Anatomy of a Decision
Astute readers will note that way back on August 14th, in announcing at that time that I wasn't interested in running for Treasurer, I made the following statement:
I won't get into who I think will run, but I think that we would be remiss not to field a strong candidate for what is a very winnable race. That is to say, don't just throw somebody from downstate on the ticket to say that we have balance, but support a qualified candidate who can articulate the issues and strengthen the overall party.I meant it then and I mean it now. But I can honestly say that I didn't realize what my comments a few weeks ago would put in motion. When Judy Barr Topinka indicated that she was going to make the race for Governor, I said in part, the following:
It's just that I think that in a blue state, with an open statewide seat up for grabs, the race is now begging for somebody with legislative experience and a broader perspective of state issues than one would get in (Mangieri's) present position...As such, the Dems best bet is to put the most qualified candidate forward regardless of geographic or other considerations. And that means that there are now a lot of people that are going to give this race a fresh look.
Then the phone calls started and I found myself again considering whether or not this was something that I wanted to do. And while it would have been easier just to ignore the fact that the race was viable (to say the least), that would have simply been a way to avoid making a decision.
The technical analysis of the race was actually the easiest part of the decision. Based upon the commitments which were graciously extended to me by key individuals from around the City and County, I am confident that Chicago and Cook County would prove to be a very significant asset in my campaign. As important, however, have been the numerous calls that I have received from downstate Democrats, including some Downstate Chairmen with whom I had never previously spoken, indicating their support as well.
A review of the field really didn't sway me one way or the other. About a week ago, I met with Alexi Giannoulias, a 29 year old alum of my high school who has stated his intentions to run. Alexi reminds me of myself at that age, although much more focused and with a lot more money :) I think that he is intelligent, sincere, and that he and I would find ourselves to have much in common on the issues.
Slated candidate, Paul Mangieri came by for a visit a couple of days later. Paul exudes the confidence that a slated candidate should carry, and strikes me as a good and decent man. In any event, out of deference and my commitment to both men, I am not going to discuss the content of our meetings other than to say that I thought that they were both positive and that I like both of these guys.
On the Republican side, I just don't see anybody out there that can make a real go of this race. Without going after anybody personally, let me just say that the Dems should be ashamed of themselves if we don't pick up this seat.

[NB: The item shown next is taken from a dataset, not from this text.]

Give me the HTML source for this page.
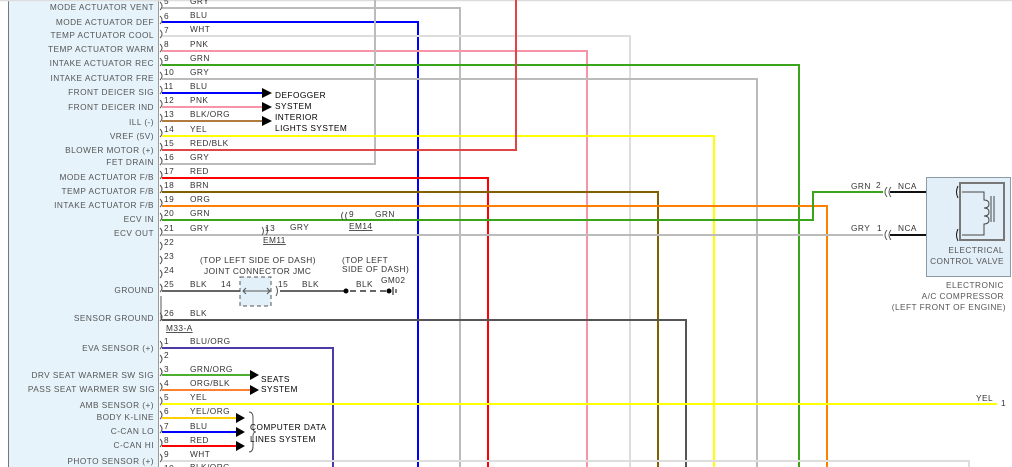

I then needed to take a fresh look at the substantive nature of the office. A review of the work of past Treasurers convinced me that the job is much more than that of a glorified banker. The Treasurer has a unique ability to implement and direct policy through the monetary leverage that is the state depository amount. A meeting with Lt. Gov. Pat Quinn and a review of his tenure as State Treasurer shows the ability, through link deposit programs and the like, to work on issues ranging from agricultural incentives to veterans' programs to affordable housing.
I also took into consideration that I was making a decision that, one way or another, would forever change my path of public service. As such, properly or not, the question that I focused on wasn't whether I wanted to run for Treasurer, but in light of how I have seen things fall into place, whether I want to be Treasurer. I have always said that I would never seek an office solely for the sake of doing it. But it is also quite possible that there will never be a better chance to seek the honor and privilege of being a statewide constitutional officer and of doing the service that I could do in such an office.
After numerous discussions with friends, both political and non-political, and with my immediate family, a couple of questions kept resurfacing - One, was I leaning toward running because of a sincere desire to become the State Treasurer or simply because I believed that the campaign would be a successful one? Two, is this the capacity in which I feel that I can best be of service? And most importantly, is this the direction that I want to take with my family at this juncture?
It would be disingenuous to say that my thoughts haven't been back and forth numerous times. But I am now reassured that I have actually meant it all these years when I said that I would not run just for the sake of it.
I believe that there are issues and causes that I still want to work on, and I do not believe that the office of Treasurer is the best place for me to do that. For that reason, I will not be a candidate for the office in 2006. Rather, I will seek re-election to represent the 11th District in the Illinois House.
Often times, people shy away from a race that seems like an uphill battle. Let me assure you that that is an easier decision to make than this one has been. I appreciate to no end the calls of friendship and offers of support that have poured in, and the patience of my friends and colleagues as I worked to come to a decision.
I have no idea what, if anything my political future holds. Heck, I'd be lying if I said that I am positive that I am making the right decision. But I am going to look forward to the future and continuing to work, not just on substantive issues, but on making our party and the process the best that they can be. And I will continue to put those interests before my own.
On an related note, and maybe a topic for anoter day, this exercise has clarified for me that the future of the Democratic Party in our state rests in the ability and commitment to put forth ideals before individuals. There are people from one end of the state to the other prepared to step up for a candidate, regardless of location or background, whom they believe can give them a vision for leadership. The Party must strive to put those candidates forward.